## Instructions for the task
Skip any picture you find and retype all the remaining lines exactly.

## Dataset section

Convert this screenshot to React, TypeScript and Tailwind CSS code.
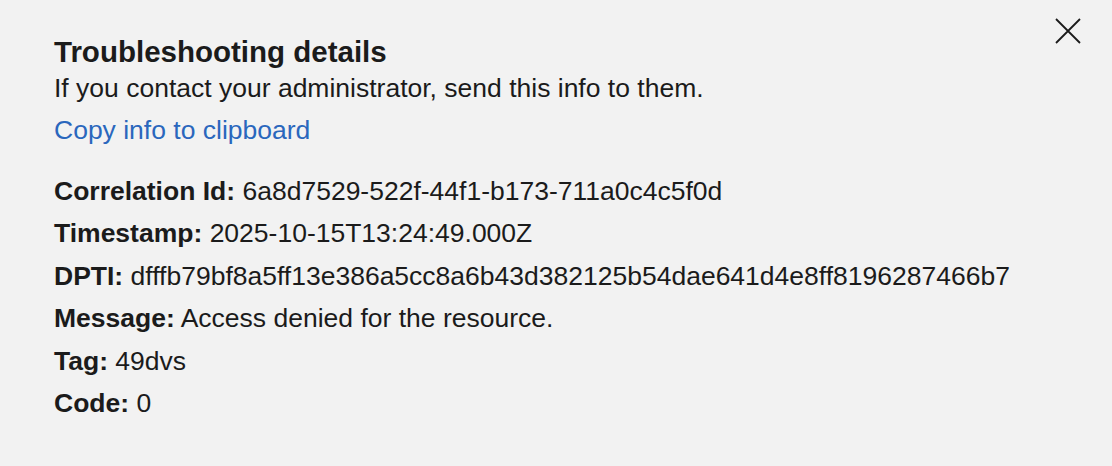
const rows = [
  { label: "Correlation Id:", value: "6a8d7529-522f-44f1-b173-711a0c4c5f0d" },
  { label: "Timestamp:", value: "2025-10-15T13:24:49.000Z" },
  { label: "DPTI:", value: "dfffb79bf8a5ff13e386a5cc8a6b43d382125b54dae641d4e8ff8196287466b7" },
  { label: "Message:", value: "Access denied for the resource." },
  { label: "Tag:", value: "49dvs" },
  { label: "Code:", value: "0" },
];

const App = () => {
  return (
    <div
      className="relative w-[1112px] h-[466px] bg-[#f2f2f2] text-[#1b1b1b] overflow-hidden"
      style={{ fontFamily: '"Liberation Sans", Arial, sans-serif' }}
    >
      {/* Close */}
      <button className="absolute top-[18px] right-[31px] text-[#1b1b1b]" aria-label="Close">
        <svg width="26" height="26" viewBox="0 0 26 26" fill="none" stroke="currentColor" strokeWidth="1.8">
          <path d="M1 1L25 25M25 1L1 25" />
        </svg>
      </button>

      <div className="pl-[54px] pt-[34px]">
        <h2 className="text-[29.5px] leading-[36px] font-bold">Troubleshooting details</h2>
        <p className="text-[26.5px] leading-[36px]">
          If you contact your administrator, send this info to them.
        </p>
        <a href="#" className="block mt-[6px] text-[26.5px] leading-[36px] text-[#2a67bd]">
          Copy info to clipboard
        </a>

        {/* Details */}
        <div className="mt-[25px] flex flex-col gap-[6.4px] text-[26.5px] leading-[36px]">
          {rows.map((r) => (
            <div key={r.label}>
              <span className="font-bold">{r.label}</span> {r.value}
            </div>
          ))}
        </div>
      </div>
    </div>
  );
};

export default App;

## Solution for this task
Convert this screenshot to React, TypeScript and Tailwind CSS code.
const rows = [
  { label: "Correlation Id:", value: "6a8d7529-522f-44f1-b173-711a0c4c5f0d" },
  { label: "Timestamp:", value: "2025-10-15T13:24:49.000Z" },
  { label: "DPTI:", value: "dfffb79bf8a5ff13e386a5cc8a6b43d382125b54dae641d4e8ff8196287466b7" },
  { label: "Message:", value: "Access denied for the resource." },
  { label: "Tag:", value: "49dvs" },
  { label: "Code:", value: "0" },
];

const App = () => {
  return (
    <div
      className="relative w-[1112px] h-[466px] bg-[#f2f2f2] text-[#1b1b1b] overflow-hidden"
      style={{ fontFamily: '"Liberation Sans", Arial, sans-serif' }}
    >
      {/* Close */}
      <button className="absolute top-[18px] right-[31px] text-[#1b1b1b]" aria-label="Close">
        <svg width="26" height="26" viewBox="0 0 26 26" fill="none" stroke="currentColor" strokeWidth="1.8">
          <path d="M1 1L25 25M25 1L1 25" />
        </svg>
      </button>

      <div className="pl-[54px] pt-[34px]">
        <h2 className="text-[29.5px] leading-[36px] font-bold">Troubleshooting details</h2>
        <p className="text-[26.5px] leading-[36px]">
          If you contact your administrator, send this info to them.
        </p>
        <a href="#" className="block mt-[6px] text-[26.5px] leading-[36px] text-[#2a67bd]">
          Copy info to clipboard
        </a>

        {/* Details */}
        <div className="mt-[25px] flex flex-col gap-[6.4px] text-[26.5px] leading-[36px]">
          {rows.map((r) => (
            <div key={r.label}>
              <span className="font-bold">{r.label}</span> {r.value}
            </div>
          ))}
        </div>
      </div>
    </div>
  );
};

export default App;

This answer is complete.